Это сравнение Клюева с Распутиным отмечалось многими мемуаристами: крестьянское происхождение, несомненный литературный талант, пророческий дар, присущая обоим театральность, невероятная противоречивость, причудливое соединение эроса и религии, мученическая смерть, а также общая стратегия поведения их объединяли.

«Клюев – это неудавшийся Распутин», – записал в своем дневнике в 1915 году поэт М. Кузмин.

«…по Распутинской дороге он хочет пробраться к царю», – заметил о Клюеве А. М. Ремизов.

Сама по себе схожесть стратегий – мужик пробирающийся к царю – мало что добавляет к историческому, а не литературному образу Распутина, но эта схожесть многое объясняет в той легенде, которая вокруг Распутина создавалась наряду с легендой хлыстовской и которую Клюев действительно использовал, творя свой личный миф на распутинский манер. В том числе и через религиозное сектантство.

Позднее об этом очень зло и не совсем справедливо написал Владислав Ходасевич:

«Россия – страна мужицкая. То, что в ней не от мужика и не для мужика, – накипь, которую надо соскоблить. Мужик – единственный носитель истинно-русской религиозной и общественной идеи. Сейчас он подавлен и эксплоатируем людьми всех иных классов и профессий. Помещик, фабрикант, чиновник, интеллигент, рабочий, священник – все это разновидности паразитов, сосущих мужицкую кровь. И сами они, и все, что идет от них, должно быть сметено, а потом мужик построит новую Русь и даст ей новую правду и новое право, ибо он есть единственный источник того и другого. Законы, которые высижены в Петербурге чиновниками, он отменит, ради своих законов, неписаных.
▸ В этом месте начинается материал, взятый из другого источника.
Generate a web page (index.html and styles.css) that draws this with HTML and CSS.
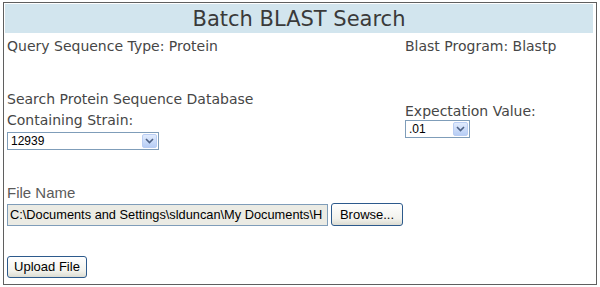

И веру, которой учат попы, обученные в семинариях да академиях, мужик исправит, и вместо церкви синодской построит новую – "земляную, лесную, зеленую". Вот тогда-то и превратится он из забитого Ивана-Дурака в Ивана-Царевича. Такова программа. lt;…gt;

Семнадцатый год оглушил нас. Мы как будто забыли, что революция не всегда идет снизу, а приходит и с самого верху. Клюевщина это хорошо знала. От связей с нижней она не зарекалась, но – это нужно заметить – в те годы скорее ждала революции сверху. Через год после появления Есенина в Петербурге началась война. И пока она длилась, Городецкий и Клюев явно ориентировались направо. Книга неистово патриотических стихов Городецкого "Четырнадцатый год" у многих еще в памяти. Там не только Царь, но даже Дворец и даже Площадь печатались с заглавных букв. За эту книгу Городецкий получил высочайший подарок: золотое перо. Он возил и Клюева в Царское Село, туда, где такой же мужичок, Григорий Распутин, норовил пустить красного петуха сверху. Распутинщиной от Клюевщины несло, как и теперь несет».
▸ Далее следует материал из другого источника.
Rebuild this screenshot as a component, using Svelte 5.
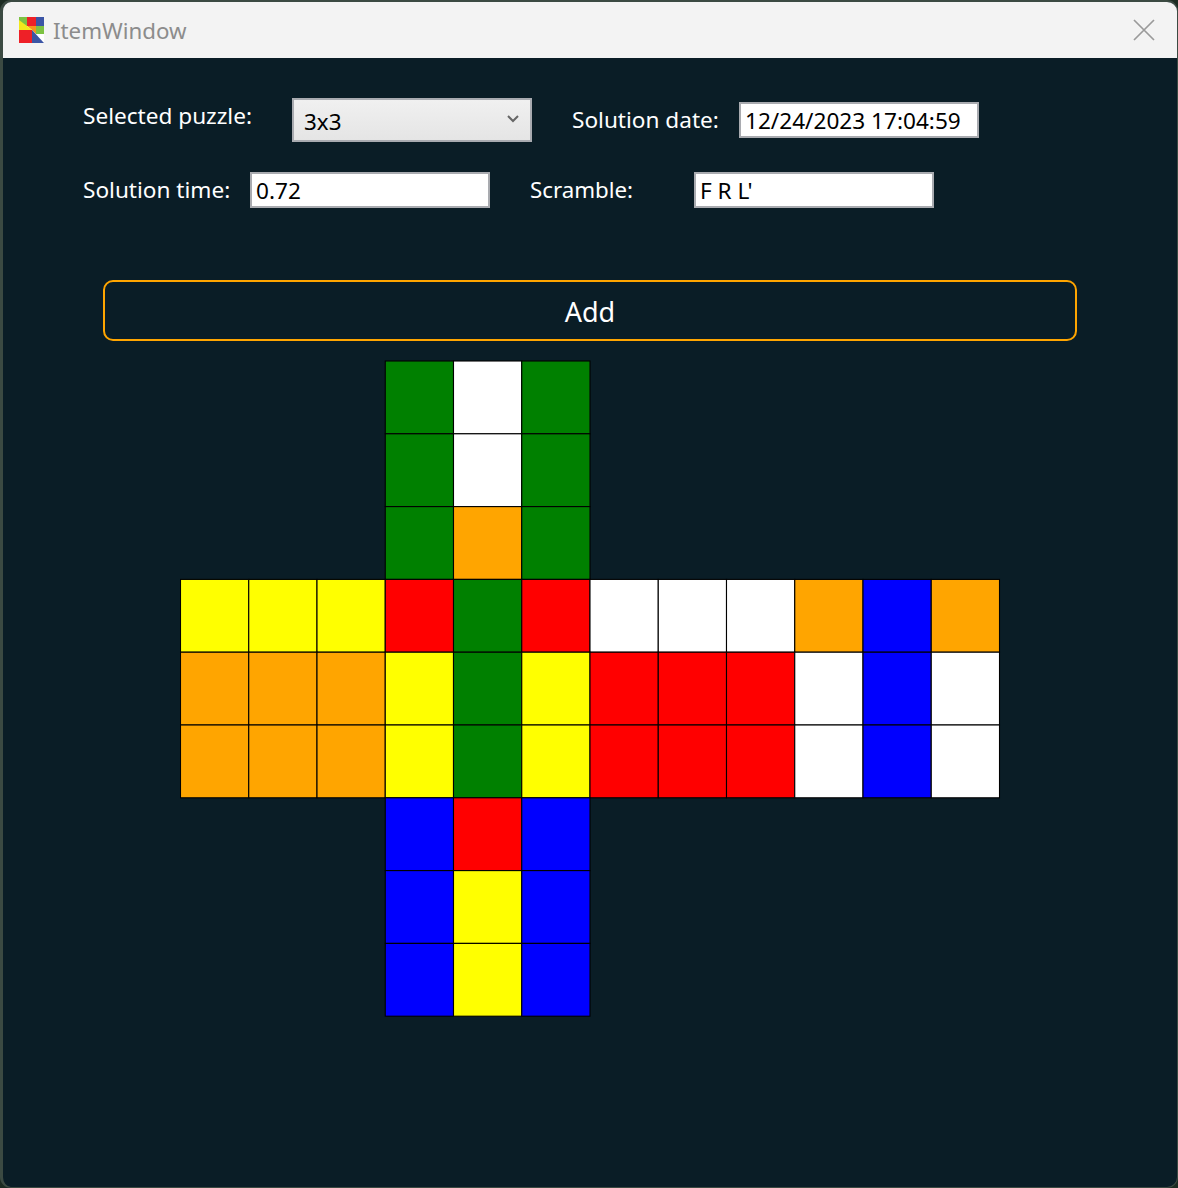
<script>
  const G = '#008000', W = '#ffffff', O = '#ffa500', Y = '#ffff00', R = '#ff0000', B = '#0000ff', _ = null;
  const rows = [
    [_,_,_,G,W,G,_,_,_,_,_,_],
    [_,_,_,G,W,G,_,_,_,_,_,_],
    [_,_,_,G,O,G,_,_,_,_,_,_],
    [Y,Y,Y,R,G,R,W,W,W,O,B,O],
    [O,O,O,Y,G,Y,R,R,R,W,B,W],
    [O,O,O,Y,G,Y,R,R,R,W,B,W],
    [_,_,_,B,R,B,_,_,_,_,_,_],
    [_,_,_,B,Y,B,_,_,_,_,_,_],
    [_,_,_,B,Y,B,_,_,_,_,_,_]
  ];
  const CW = 68.25, CH = 72.8, X0 = 0.5, Y0 = 1;
  const cells = rows.flatMap((row, r) =>
    row.map((fill, c) => ({ fill, x: X0 + c * CW, y: Y0 + r * CH })).filter((cell) => cell.fill)
  );
</script>

<div class="window">
  <header class="titlebar">
    <svg class="logo" viewBox="0 0 25 26" aria-hidden="true">
      <rect width="25" height="26" fill="#fff"/>
      <rect x="0" y="0" width="8" height="9" fill="#7cc242"/>
      <rect x="8" y="0" width="9" height="9" fill="#ee2027"/>
      <rect x="17" y="0" width="8" height="9" fill="#3b55a5"/>
      <rect x="17" y="9" width="8" height="8" fill="#7cc242"/>
      <polygon points="8,9 17,9 17,17 13,13" fill="#f7941d"/>
      <polygon points="0,3 8,9 13,13 0,13" fill="#f2e81c"/>
      <rect x="0" y="13" width="13" height="13" fill="#ee2027"/>
      <polygon points="13,13 25,26 13,26" fill="#3b55a5"/>
    </svg>
    <span class="title">ItemWindow</span>
    <svg class="close" viewBox="0 0 22 22" aria-hidden="true">
      <path d="M1 1 L21 21 M21 1 L1 21" stroke="#9a9a9a" stroke-width="1.7" fill="none"/>
    </svg>
  </header>

  <main class="content">
    <div class="row one">
      <span class="label puzzle">Selected puzzle:</span>
      <div class="select">
        <span>3x3</span>
        <svg viewBox="0 0 12 8" aria-hidden="true"><path d="M1 1 L6 6 L11 1" stroke="#666" stroke-width="2" fill="none"/></svg>
      </div>
      <span class="label date">Solution date:</span>
      <div class="input">12/24/2023 17:04:59</div>
    </div>
    <div class="row two">
      <span class="label time">Solution time:</span>
      <div class="input">0.72</div>
      <span class="label scramble">Scramble:</span>
      <div class="input">F R L'</div>
    </div>

    <button class="add">Add</button>

    <svg class="cube" width="822" height="658" aria-hidden="true">
      {#each cells as cell}
        <rect x={cell.x} y={cell.y} width={CW} height={CH} fill={cell.fill} stroke="#000" stroke-width="1.1"/>
      {/each}
    </svg>
  </main>
</div>

<style>
  :global(body) {
    margin: 0;
    background: #1c2b22;
  }
  .window {
    box-sizing: border-box;
    width: 1178px;
    height: 1188px;
    border: 1px solid #3b4a42;
    border-top-width: 2px;
    border-left-width: 3px;
    border-radius: 11px;
    overflow: hidden;
    background: #0a1d26;
    display: flex;
    flex-direction: column;
    font-family: "Noto Sans", "Open Sans", sans-serif;
  }
  .titlebar {
    height: 56px;
    flex: none;
    background: #f3f3f3;
    display: flex;
    align-items: center;
    padding: 0 22px 0 16px;
  }
  .logo {
    width: 25px;
    height: 26px;
  }
  .title {
    margin-left: 9px;
    font-size: 22.3px;
    color: #8c8c8c;
  }
  .close {
    width: 22px;
    height: 22px;
    margin-left: auto;
  }
  .content {
    padding: 40px 0 0 80px;
  }
  .row {
    display: flex;
    align-items: center;
    height: 44px;
  }
  .two {
    margin-top: 30px;
    height: 36px;
  }
  .label {
    color: #fff;
    font-size: 22.6px;
    line-height: 30px;
  }
  .puzzle {
    width: 209px;
    margin-top: -8px;
  }
  .date {
    margin-left: 40px;
    width: 167px;
  }
  .time {
    width: 167px;
  }
  .scramble {
    margin-left: 40px;
    width: 164px;
    font-size: 22.3px;
  }
  .select {
    box-sizing: border-box;
    width: 240px;
    height: 44px;
    border: 2px solid #a9abb0;
    background: linear-gradient(#f0f0f0, #e5e5e5);
    display: flex;
    align-items: center;
    justify-content: space-between;
    padding: 0 11px 0 10px;
    font-size: 22.4px;
    color: #000;
  }
  .select span {
    padding-top: 2px;
  }
  .select svg {
    width: 12px;
    height: 8px;
    margin-bottom: 3px;
  }
  .input {
    box-sizing: border-box;
    width: 240px;
    height: 36px;
    border: 2px solid #a9abb0;
    background: #fff;
    color: #000;
    font-size: 22.6px;
    line-height: 34px;
    padding-left: 4px;
    white-space: nowrap;
  }
  .add {
    display: block;
    box-sizing: border-box;
    width: 974px;
    height: 61px;
    margin: 72px 0 0 20px;
    padding: 2px 0 0;
    border: 2px solid #ffa500;
    border-radius: 10px;
    background: transparent;
    color: #fff;
    font-family: inherit;
    font-size: 27px;
  }
  .cube {
    display: block;
    margin: 19px 0 0 97px;
  }
</style>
«…матерой мужик Микула, почти гениальный поэт, в темноте своей кондовой метафизики, берущий от тех же народных корней, что и некий фатальный мужик, тяжким задом расплющивший трон», – писала о Клюеве и Распутине в «Сумасшедшем корабле» Ольга Форш.
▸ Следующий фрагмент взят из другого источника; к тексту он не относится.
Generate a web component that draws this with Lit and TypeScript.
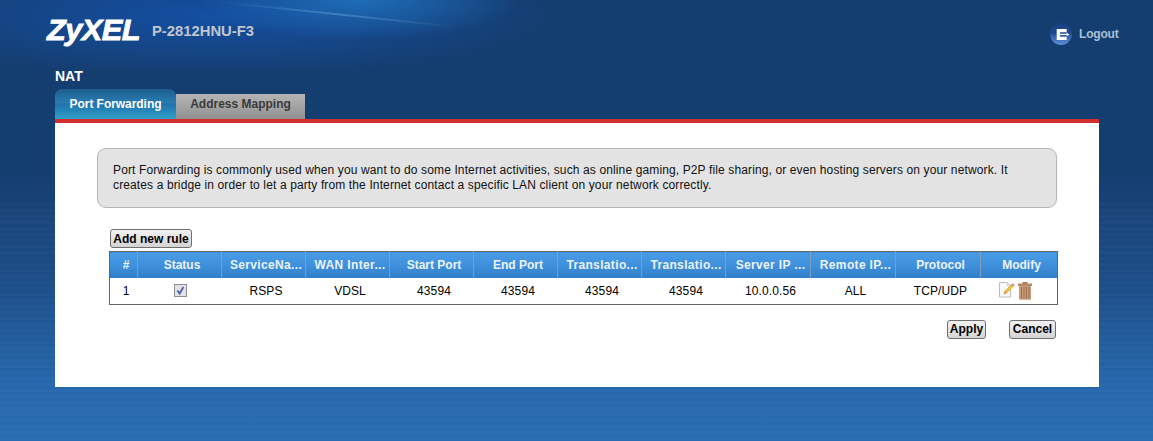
import { LitElement, html, css, svg } from "lit";
import { customElement } from "lit/decorators.js";

const HEADERS = ["#", "Status", "ServiceNa...", "WAN Inter...", "Start Port", "End Port", "Translatio...", "Translatio...", "Server IP ...", "Remote IP...", "Protocol", "Modify"];
const WIDTHS = [28, 84, 84, 84, 84, 84, 84, 84, 85, 85, 85, 77];
const CELLS = ["RSPS", "VDSL", "43594", "43594", "43594", "43594", "10.0.0.56", "ALL", "TCP/UDP"];

const logoutIcon = svg`<svg width="22" height="22" viewBox="0 0 22 22">
  <defs><linearGradient id="lg" x1="0" y1="0" x2="0" y2="1">
    <stop offset="0" stop-color="#1a3f80"/><stop offset=".5" stop-color="#1f4a8f"/><stop offset=".55" stop-color="#2d5ca6"/><stop offset="1" stop-color="#5b8fd2"/>
  </linearGradient></defs>
  <circle cx="11" cy="11" r="11" fill="url(#lg)"/>
  <path d="M6.7 6h10v3.2H10v4.6h6.7V17h-10z" fill="#fff"/>
  <path d="M10 10.7h6.6V9.5L19.4 11.4 16.6 13.2v-1.2H10z" fill="#fff"/>
</svg>`;

const editIcon = svg`<svg width="16" height="16" viewBox="0 0 16 16">
  <path d="M.5 .5h8l3 3v11.5H.5z" fill="#f8f8f8" stroke="#bcbcbc"/>
  <path d="M8.5 .5v3h3" fill="#e4e4e4" stroke="#c8c8c8" stroke-width=".7"/>
  <path d="M5.8 9.2L12.4 2.6l1.8 1.8L7.6 11z" fill="#f4c534" stroke="#c98a1c" stroke-width=".5"/>
  <path d="M4.6 12.2l1.2-3 1.8 1.8z" fill="#e5603f"/>
  <path d="M12.4 2.6l1.3-1.3 1.8 1.8-1.3 1.3z" fill="#dc7a86"/>
</svg>`;

const trashIcon = svg`<svg width="14" height="18" viewBox="0 0 14 18">
  <rect x="4.5" y="0" width="5" height="2" fill="#a67a58"/>
  <rect x="0" y="1.5" width="14" height="2.5" fill="#b58a68"/>
  <path d="M1 4h12v12.8q0 1-1 1H2q-1 0-1-1z" fill="#c99d7c"/>
  <path d="M3.5 5v11.5M6 5v11.5M8.5 5v11.5M11 5v11.5" stroke="#9b6d4c" stroke-width="1"/>
</svg>`;

const checkIcon = svg`<svg width="13" height="13" viewBox="0 0 13 13">
  <rect x=".5" y=".5" width="12" height="12" fill="#e2e2e8" stroke="#8f8f98"/>
  <path d="M3.4 6.5l2.2 3 3.8-6.5" fill="none" stroke="#4a62ad" stroke-width="1.8"/>
</svg>`;

@customElement("app-root")
export class AppRoot extends LitElement {
  static styles = css`
    :host {
      display: block;
      width: 1153px;
      height: 441px;
      overflow: hidden;
      position: relative;
      font-family: "Liberation Sans", Arial, sans-serif;
      background: linear-gradient(180deg, #153e70 0, #153e70 170px, #1c4d87 280px, #2667ac 385px, #2a6cb2 441px);
    }
    .glow {
      position: absolute;
      left: 0;
      top: 0;
      width: 560px;
      height: 70px;
      background:
        radial-gradient(ellipse 160px 40px at 360px 0, rgba(32, 115, 190, 0.85), rgba(32, 115, 190, 0) 100%),
        radial-gradient(ellipse 340px 62px at 210px 15px, rgba(20, 80, 165, 0.95), rgba(20, 70, 150, 0) 100%);
    }
    .streak {
      position: absolute;
      left: 220px;
      top: 1px;
      width: 240px;
      height: 1.5px;
      transform: rotate(6deg);
      transform-origin: left;
      background: linear-gradient(90deg, rgba(140, 190, 240, 0), rgba(150, 200, 240, 0.3), rgba(140, 190, 240, 0));
    }
    .stripes {
      position: absolute;
      left: 0;
      right: 0;
      top: 200px;
      bottom: 0;
      background: repeating-linear-gradient(180deg, rgba(255, 255, 255, 0) 0 3px, rgba(255, 255, 255, 0.02) 3px 6px);
    }
    .page {
      position: relative;
      display: flex;
      flex-direction: column;
      padding: 0 54px 0 55px;
    }
    .head {
      height: 68px;
      display: flex;
      align-items: flex-start;
    }
    .logo {
      margin: 15px 0 0 -8px;
      width: 105px;
      font: italic 700 29px/30px "Liberation Sans", sans-serif;
      color: #fff;
      letter-spacing: -0.5px;
      transform: scaleX(1.06);
      transform-origin: left;
      -webkit-text-stroke: 0.8px #fff;
    }
    .model {
      margin: 22px 0 0 0;
      font: 700 14.8px/18px "Liberation Sans", sans-serif;
      color: #c0c6cf;
    }
    .logout {
      margin: 23px -19px 0 auto;
      width: 68px;
      display: flex;
      align-items: center;
      gap: 7px;
      font: 700 12px/20px "Liberation Sans", sans-serif;
      letter-spacing: -0.2px;
      color: #a9c0d6;
    }
    .logout svg {
      flex: none;
    }
    .title {
      font: 700 14px/16px "Liberation Sans", sans-serif;
      color: #fff;
    }
    .tabs {
      display: flex;
      align-items: flex-end;
      height: 35px;
    }
    .tab {
      font: 700 12px/1 "Liberation Sans", sans-serif;
      display: flex;
      align-items: center;
      justify-content: center;
      box-sizing: border-box;
    }
    .tab.on {
      width: 121px;
      height: 30px;
      border-radius: 7px 7px 0 0;
      color: #fff;
      letter-spacing: -0.05px;
      background: linear-gradient(180deg, #1c5f8f 0, #2a7bb0 45%, #2072ac 50%, #2ea0c8 100%);
    }
    .tab.off {
      width: 129px;
      height: 25px;
      padding-bottom: 5px;
      color: #3a3a3a;
      background: linear-gradient(180deg, #b4b4b4 0, #a2a2a2 55%, #8f8f8f 100%);
    }
    .panel {
      height: 264px;
      border-top: 4px solid #d32f30;
      background: #fff;
      display: flex;
      flex-direction: column;
      padding: 0 42px;
    }
    .info {
      margin-top: 25px;
      height: 60px;
      box-sizing: border-box;
      border: 1px solid #b4b4b4;
      border-radius: 9px;
      background: #e3e3e3;
      padding: 14px 0 0 15px;
      font-size: 12px;
      line-height: 15px;
      letter-spacing: 0.125px;
      white-space: nowrap;
      color: #111;
    }
    .btn {
      box-sizing: border-box;
      font: 700 12px/1 "Liberation Sans", sans-serif;
      color: #000;
      height: 19px;
      padding: 0;
      display: flex;
      align-items: center;
      justify-content: center;
      border: 1px solid #6f6f6f;
      border-radius: 3px;
      background: linear-gradient(180deg, #f2f2f2, #d4d4d4);
    }
    .add {
      margin: 21px 0 3px 13px;
      width: 82px;
    }
    table {
      margin-left: 12px;
      width: 948px;
      border-collapse: collapse;
      table-layout: fixed;
      border: 1px solid #666;
      font-size: 12px;
    }
    th {
      height: 26px;
      padding: 0 0 0 5px;
      box-sizing: border-box;
      font: 700 12px/1 "Liberation Sans", sans-serif;
      color: #eaf3fb;
      background: linear-gradient(180deg, #4a9ce6 0, #3f90dc 50%, #2f7dc8 100%);
      border-left: 1px solid #7f9dba;
      text-align: center;
      white-space: nowrap;
      overflow: hidden;
    }
    th.cut {
      letter-spacing: 0.35px;
    }
    th:first-child {
      border-left: none;
    }
    td {
      height: 26px;
      padding: 0 0 0 5px;
      text-align: center;
      color: #000;
      background: #fff;
      letter-spacing: 0.1px;
    }
    td svg {
      display: block;
      margin: auto;
    }
    td.check {
      padding-left: 2px;
    }
    td.modify {
      padding: 0 7px 0 0;
    }
    .icons {
      display: flex;
      justify-content: center;
      align-items: flex-start;
      gap: 3px;
      height: 18px;
    }
    .icons svg {
      margin: 0;
    }
    .actions {
      display: flex;
      justify-content: flex-end;
      gap: 23px;
      margin-top: 15px;
      margin-right: 1px;
    }
    .apply { width: 39px; }
    .cancel { width: 47px; }
  `;

  render() {
    return html`
      <div class="glow"></div>
      <div class="streak"></div>
      <div class="stripes"></div>
      <div class="page">
        <div class="head">
          <div class="logo">ZyXEL</div>
          <div class="model">P-2812HNU-F3</div>
          <div class="logout">${logoutIcon}<span>Logout</span></div>
        </div>
        <div class="title">NAT</div>
        <div class="tabs">
          <div class="tab on">Port Forwarding</div>
          <div class="tab off">Address Mapping</div>
        </div>
        <div class="panel">
          <div class="info">
            Port Forwarding is commonly used when you want to do some Internet activities, such as online gaming, P2P file sharing, or even hosting servers on your network. It<br />
            creates a bridge in order to let a party from the Internet contact a specific LAN client on your network correctly.
          </div>
          <button class="btn add">Add new rule</button>
          <table>
            <colgroup>
              ${WIDTHS.map((w) => html`<col style="width:${w}px" />`)}
            </colgroup>
            <tr>${HEADERS.map((h) => html`<th class=${h.endsWith("...") ? "cut" : ""}>${h}</th>`)}</tr>
            <tr>
              <td>1</td>
              <td class="check">${checkIcon}</td>
              ${CELLS.map((c) => html`<td>${c}</td>`)}
              <td class="modify"><div class="icons">${editIcon}${trashIcon}</div></td>
            </tr>
          </table>
          <div class="actions">
            <button class="btn apply">Apply</button>
            <button class="btn cancel">Cancel</button>
          </div>
        </div>
      </div>
    `;
  }
}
Распутин таким образом предстает здесь в чрезвычайно зловещем, богатырском образе. И совсем иное отношение к Распутину мы видим у Зинаиды Гиппиус. «Распутин, как личность – ничтожен и зауряден… желания его до крайности просты…» – писала она в мемуарах; «безграмотный буквально, пьяный и болезненно-развратный мужик, по своему произволу распоряжается делами государства Российского», – утверждала в дневнике и тем более была склонна видеть лишь гадкие и жалкие стороны его существа, что такой человек компрометировал ненавистную ей монархию и оправдывал ее оппозицию к ничтожному царю.

Но реальный Григорий Распутин едва ли укладывался в определения, которые она ему давала, и был от них еще более далек, чем от поэтических фантазий Клюева.

Тут важнее иное: что бы ни писали о Распутине писатели и поэты серебряного века, фигура сибирского крестьянина оказалась настолько значима, что мимо нее мало кто из них сумел пройти. В том числе и Блок написавший, казалось бы, и вовсе парадоксальное, но, быть может, самое точное: «Распутин – всё, Распутин – всюду». «Что-то нервы притупились от виденного и слышанного. Опущусь —и сейчас же поднимается этот сидящий во мне Р(аспутин). Конечно уж, в Духов день. Все, все они – живые и убитые дети моего века сидят во мне… Ночь, как мышь… глаза мои как у кошки, сидит во мне Гришка, жить люблю, а не умею».